III. MESURES DE REDRESSEMENT

A. PERTES SALARIALES

[176] Lorsqu'il en vient à la conclusion qu'il y a eu discrimination, le tribunal doit faire en sorte de remettre la victime dans la position où elle aurait été, n'eût été de l'acte discriminatoire, en tenant compte des principes de l'atténuation des pertes, de la prévisibilité raisonnable et du caractère lointain du dommage - Canada c. Morgan, [1989] 2 C.F. 401 (C.A.) et Canada c. McAlpine, [1989] 3 C.F. 530 (C.A.).

[177] En ce qui concerne les pertes salariales, la Commission a soutenu que si Gibson n'avait pas exercé une discrimination à l'endroit de Mme Laronde, celle-ci n'aurait pas reçu de dernier avertissement et l'entreprise n'aurait pas été fondée à mettre fin à son emploi le 2 octobre 1996. La Commission a demandé au tribunal de l'indemniser de ses pertes salariales. Selon elle, la période indemnisable est d'une durée de 29 mois, soit la période durant laquelle Mme Laronde a travaillé chez Gibson.

[178] L'entreprise intimée, Gibson, s'appuyant sur le principe du préavis raisonnable découlant de la jurisprudence relative aux congédiements injustes, a indiqué qu'une période de deux mois et demi serait convenable.

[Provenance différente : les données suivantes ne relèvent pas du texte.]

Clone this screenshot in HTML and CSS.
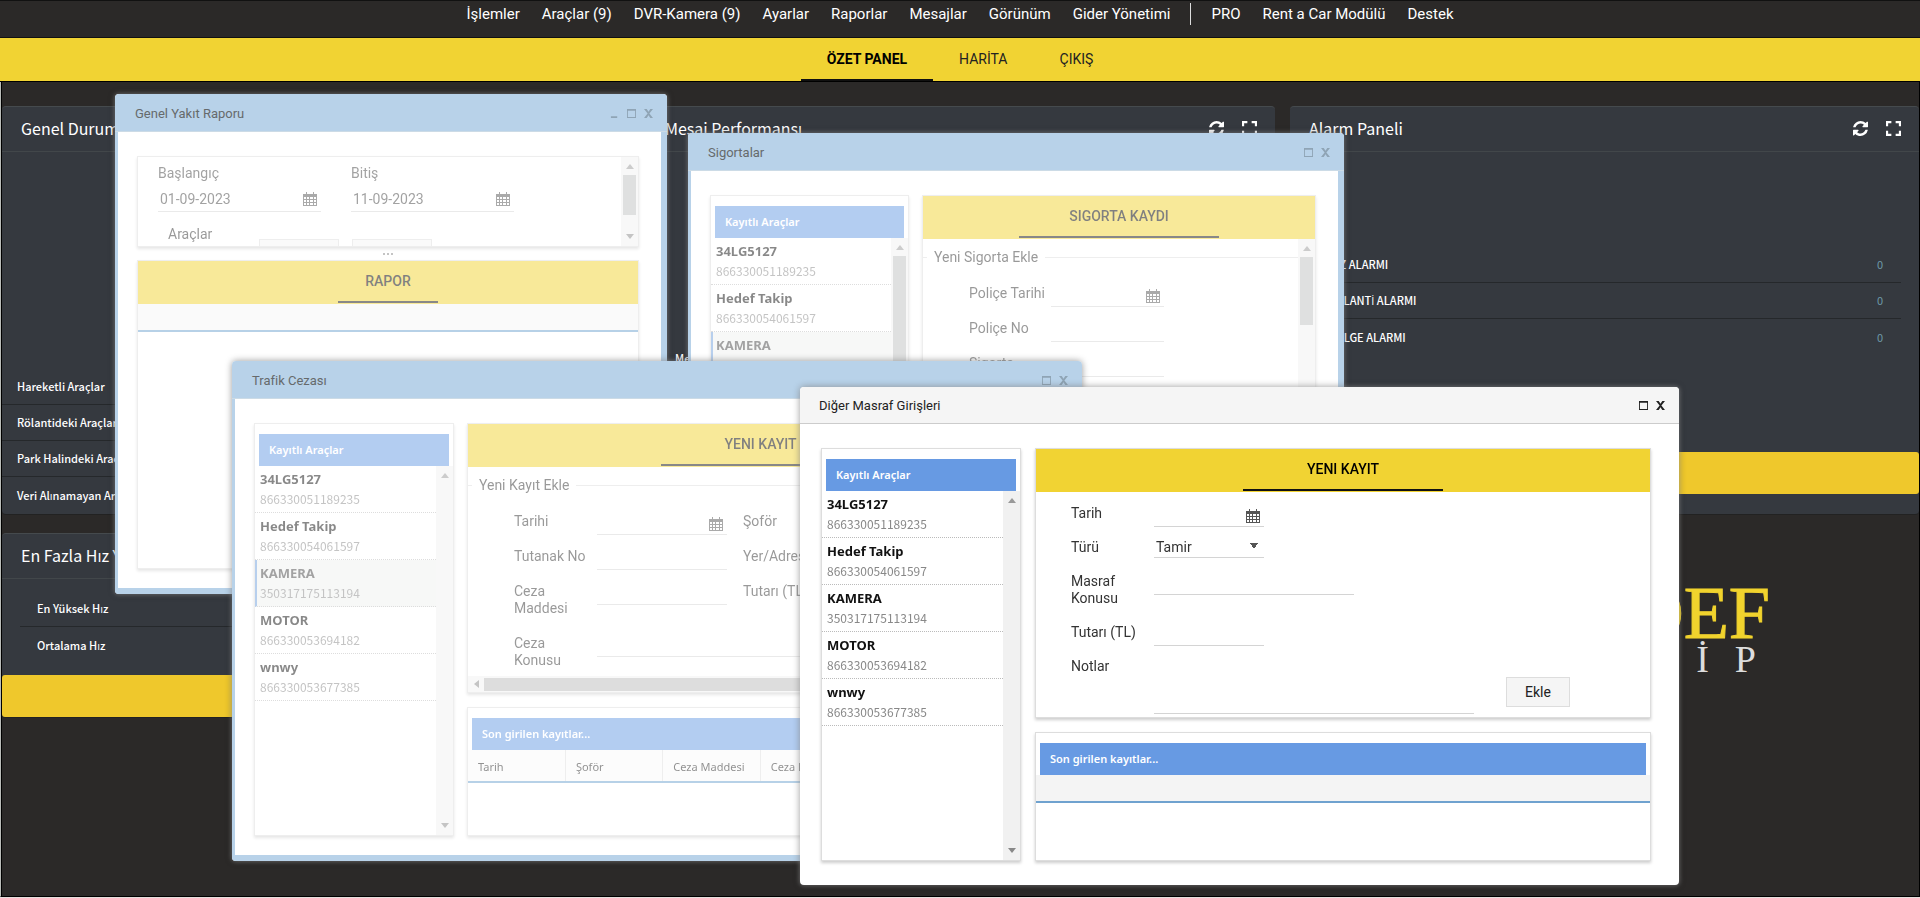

[179] Dans Morgan, la Cour d'appel a fait remarquer qu'on ne devrait pas appliquer les principes liés aux congédiements injustes dans les affaires relatives aux droits de la personne lorsqu'il s'agit de déterminer le dédommagement. C'est parce que la responsabilité de l'employeur en cas de congédiement injuste découle du fait qu'il n'a pas donné un préavis suffisant, et non du traitement discriminatoire. La source de la responsabilité étant différente, les conséquences doivent l'être également.

[180] Quant à l'argument de la Commission, il ne tient pas compte des faits pertinents survenus entre les deux. La preuve a permis d'établir que Mme Laronde a terminé avec succès son année de probation et qu'elle avait présumément un dossier sans tache. Comme l'a fait remarquer l'avocat de Gibson, il en a été de même pour la période comprise entre juin 1995 et mai 1996. Cependant, entre mai et septembre 1996, il y a eu une augmentation notable du nombre de manquements à la discipline. Mme Laronde était en train de se constituer un dossier disciplinaire qui compromettait son emploi.

[181] Le 2 octobre 1996, Mme Laronde avait dans son dossier trois incidents graves, deux infractions relatives au non-respect des heures de service et une omission d'inspecter un chargement. Selon les règles de la compagnie, elle s'exposait à voir celle-ci mettre fin à son emploi. Toutefois, la preuve a démontré que Gibson n'appliquait pas rigoureusement les règles, particulièrement celles concernant la cessation d'emploi. Le fait que les deux infractions relatives aux heures de service seraient disparues du dossier disciplinaire de Mme Laronde dans les semaines qui allaient suivre est un autre facteur à prendre en compte. Par ailleurs, la preuve indique que les infractions relatives aux heures de service n'étaient pas considérées comme aussi graves que d'autres genres d'infractions aux règles d'exploitation.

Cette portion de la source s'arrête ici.